A few practical points. The 1–4 spread is low-heat and appropriate for a counter who is still nervous about being made; it produces roughly a 0.3% edge in a good game and is the right starting place. The 1–8 spread is the modern sweet spot — enough range to earn a meaningful win rate (~0.7–0.8% edge in a good game), enough cover to stay on the table for at least a shoe or two in most rooms. The 1–12 spread is aggressive; it will pay you the most when the shoe cooperates, and it will get you backed off fastest. Outside of Las Vegas high-limit rooms and team play, almost nobody plays a 1–12 spread twice at the same casino.

On a $25 unit with the moderate ramp, your top bet is $200 and your average bet ends up around $45. A $10,000 bankroll supports that spread at near-1% risk of ruin. Halve the unit if the numbers feel too large, or read true count conversion first if the ramp numbers don’t match what you are seeing at the table.

Common Card Counting Mistakes

Trying to count before learning basic strategy

This is the most common mistake. Fix your foundation first.

Going too fast in practice

Speed without accuracy is wasted practice. Train accuracy first, then speed.

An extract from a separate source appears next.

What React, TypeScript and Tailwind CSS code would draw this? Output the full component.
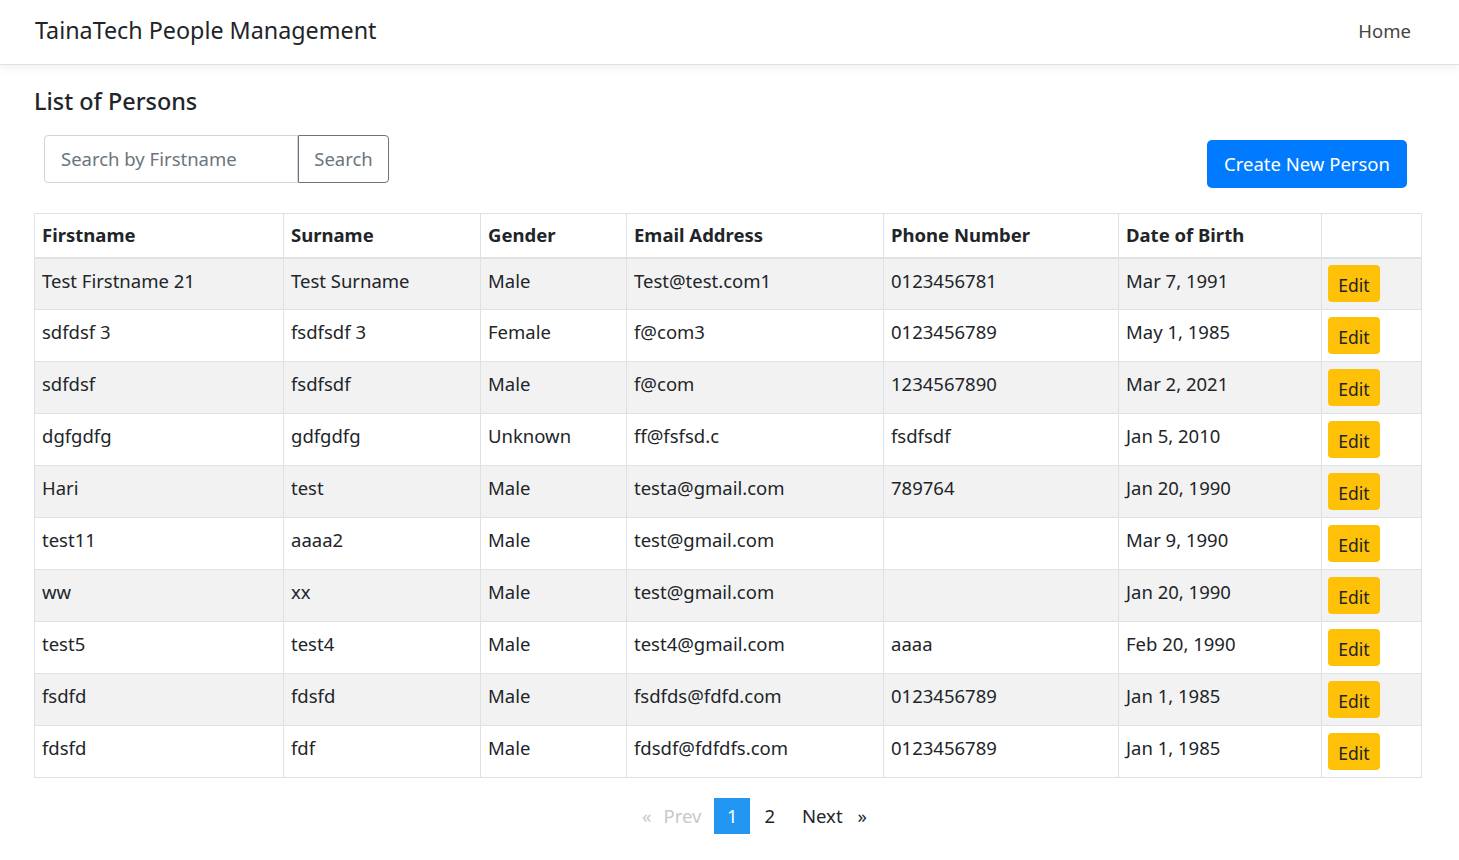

Ignoring casino conditions

A good count system does not fix bad rules, poor penetration, or a 6:5 game.

Playing too long when tired

Fatigue leads to counting errors and bad betting decisions. Short, focused sessions are better than marathon sessions.

Making obvious bet jumps

Huge bet swings can attract attention quickly. Learn to play within your bankroll and your comfort level.

Expecting instant results

Counting is a long-term edge. You can do everything right and still have losing sessions.

If you are making several of these mistakes, start with our common blackjack strategy mistakes page and tighten your fundamentals first.

How to Practice Card Counting at Home

A simple practice routine works better than random practice:

  1. 5 minutes: basic strategy flashcards or chart review
  2. 10 minutes: single-deck running count drill
  3. 10 minutes: shoe drill with deck estimation and true count conversion
  4. 5 minutes: review mistakes and repeat the weak spots

Keep a small notebook or spreadsheet. Track your time, error rate, and how quickly you can count a deck accurately. Progress is easier to see when you measure it.

Does Card Counting Still Work in 2026?

Yes — but the ground under it has shifted. The math has not changed; a well-executed Hi-Lo count still produces a measurable edge in a game with acceptable rules. What has changed is the game most casinos want you to sit at. A representative low-limit table on the Strip today looks like this: 6:5 payouts on naturals, a continuous shuffle machine so the shoe never depletes, 50% penetration on the shoes that are still hand-dealt, and a table minimum that prices a conservative spread out of the room. Each of those decisions erodes a counter’s edge by design.

Beatable tables still exist — mostly in higher-limit pits and a handful of downtown Las Vegas and regional rooms — but they are the minority, and pit staff recognize a winning spread faster than they did twenty years ago. Expect flat-bet requirements, shuffle-ups when the count rises, and outright back-offs when you push a bet spread the house doesn’t like. For the longer view on how casinos have adapted, read is card counting dead? alongside how do casinos stop card counting?

The practical takeaway is that table selection now matters more than system selection. The world’s best count will not rescue you at a continuous-shuffler table, and no amount of memorization beats a 6:5 payout. If the table doesn’t let the count live, walk away. Beginners who prefer an unbalanced count with less arithmetic often start on the KO Knock-Out count before moving up to Hi-Lo index plays.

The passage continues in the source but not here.